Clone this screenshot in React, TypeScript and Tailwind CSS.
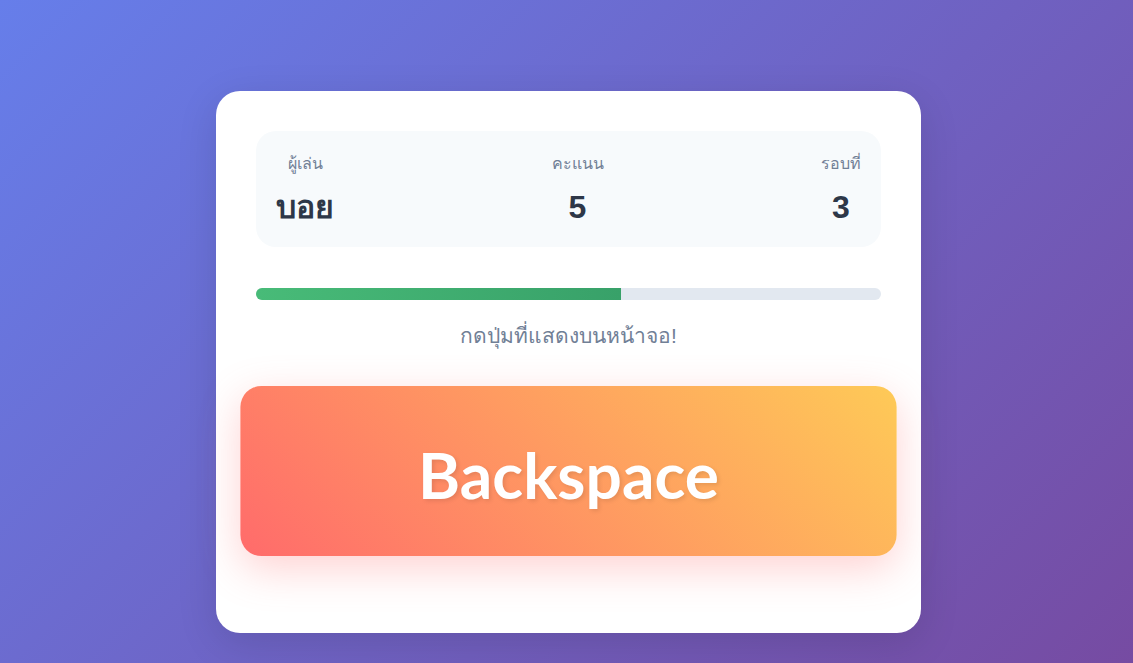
const stats = [
  { label: 'ผู้เล่น', value: 'บอย' },
  { label: 'คะแนน', value: '5' },
  { label: 'รอบที่', value: '3' },
];

const progress = 58.4;

export default function App() {
  return (
    <div
      className="min-h-screen w-full flex justify-center pt-[91px] pl-[4px] bg-[linear-gradient(135deg,#667eea_0%,#764ba2_100%)]"
      style={{ fontFamily: '"Liberation Sans", "Noto Sans", sans-serif' }}
    >
      <div className="w-[705px] h-[542px] bg-white rounded-[24px] px-[40px] pt-[40px] shadow-[0_10px_40px_rgba(0,0,0,0.12)]">
        <section className="h-[116px] bg-[#f7fafc] rounded-[20px] px-[20px] flex justify-between items-center">
          {stats.map((s) => (
            <div key={s.label} className="flex flex-col items-center pt-[2px]">
              <span className="text-[16px] leading-[22px] text-[#718096]">{s.label}</span>
              <span className="text-[32px] leading-[40px] font-bold text-[#2d3748] mt-[12px]">{s.value}</span>
            </div>
          ))}
        </section>
        <div className="mt-[41px] h-[12px] rounded-full bg-[#e2e8f0] overflow-hidden">
          <div
            className="h-full bg-[linear-gradient(90deg,#48bb78,#38a169)]"
            style={{ width: `${progress}%` }}
          />
        </div>
        <p className="mt-[22px] text-center text-[21px] leading-[27px] text-[#718096]">
          กดปุ่มที่แสดงบนหน้าจอ!
        </p>
        <div className="mt-[41px] h-[162px] scale-[1.05] rounded-[20px] flex items-center justify-center bg-[linear-gradient(45deg,#ff6b6b_0%,#feca57_100%)] shadow-[0_12px_40px_rgba(255,107,107,0.3)]">
          <span
            className="text-white text-[61px] font-bold pt-[8px] [text-shadow:2px_2px_4px_rgba(0,0,0,0.1)]"
            style={{ fontFamily: '"Comic Sans MS", Lato, sans-serif' }}
          >
            Backspace
          </span>
        </div>
      </div>
    </div>
  );
}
____________
EXERCISE INSTRUCTIONS: Exclude the images, then output the data above word for word.

WORKED SOLUTION:
Clone this screenshot in React, TypeScript and Tailwind CSS.
const stats = [
  { label: 'ผู้เล่น', value: 'บอย' },
  { label: 'คะแนน', value: '5' },
  { label: 'รอบที่', value: '3' },
];

const progress = 58.4;

export default function App() {
  return (
    <div
      className="min-h-screen w-full flex justify-center pt-[91px] pl-[4px] bg-[linear-gradient(135deg,#667eea_0%,#764ba2_100%)]"
      style={{ fontFamily: '"Liberation Sans", "Noto Sans", sans-serif' }}
    >
      <div className="w-[705px] h-[542px] bg-white rounded-[24px] px-[40px] pt-[40px] shadow-[0_10px_40px_rgba(0,0,0,0.12)]">
        <section className="h-[116px] bg-[#f7fafc] rounded-[20px] px-[20px] flex justify-between items-center">
          {stats.map((s) => (
            <div key={s.label} className="flex flex-col items-center pt-[2px]">
              <span className="text-[16px] leading-[22px] text-[#718096]">{s.label}</span>
              <span className="text-[32px] leading-[40px] font-bold text-[#2d3748] mt-[12px]">{s.value}</span>
            </div>
          ))}
        </section>
        <div className="mt-[41px] h-[12px] rounded-full bg-[#e2e8f0] overflow-hidden">
          <div
            className="h-full bg-[linear-gradient(90deg,#48bb78,#38a169)]"
            style={{ width: `${progress}%` }}
          />
        </div>
        <p className="mt-[22px] text-center text-[21px] leading-[27px] text-[#718096]">
          กดปุ่มที่แสดงบนหน้าจอ!
        </p>
        <div className="mt-[41px] h-[162px] scale-[1.05] rounded-[20px] flex items-center justify-center bg-[linear-gradient(45deg,#ff6b6b_0%,#feca57_100%)] shadow-[0_12px_40px_rgba(255,107,107,0.3)]">
          <span
            className="text-white text-[61px] font-bold pt-[8px] [text-shadow:2px_2px_4px_rgba(0,0,0,0.1)]"
            style={{ fontFamily: '"Comic Sans MS", Lato, sans-serif' }}
          >
            Backspace
          </span>
        </div>
      </div>
    </div>
  );
}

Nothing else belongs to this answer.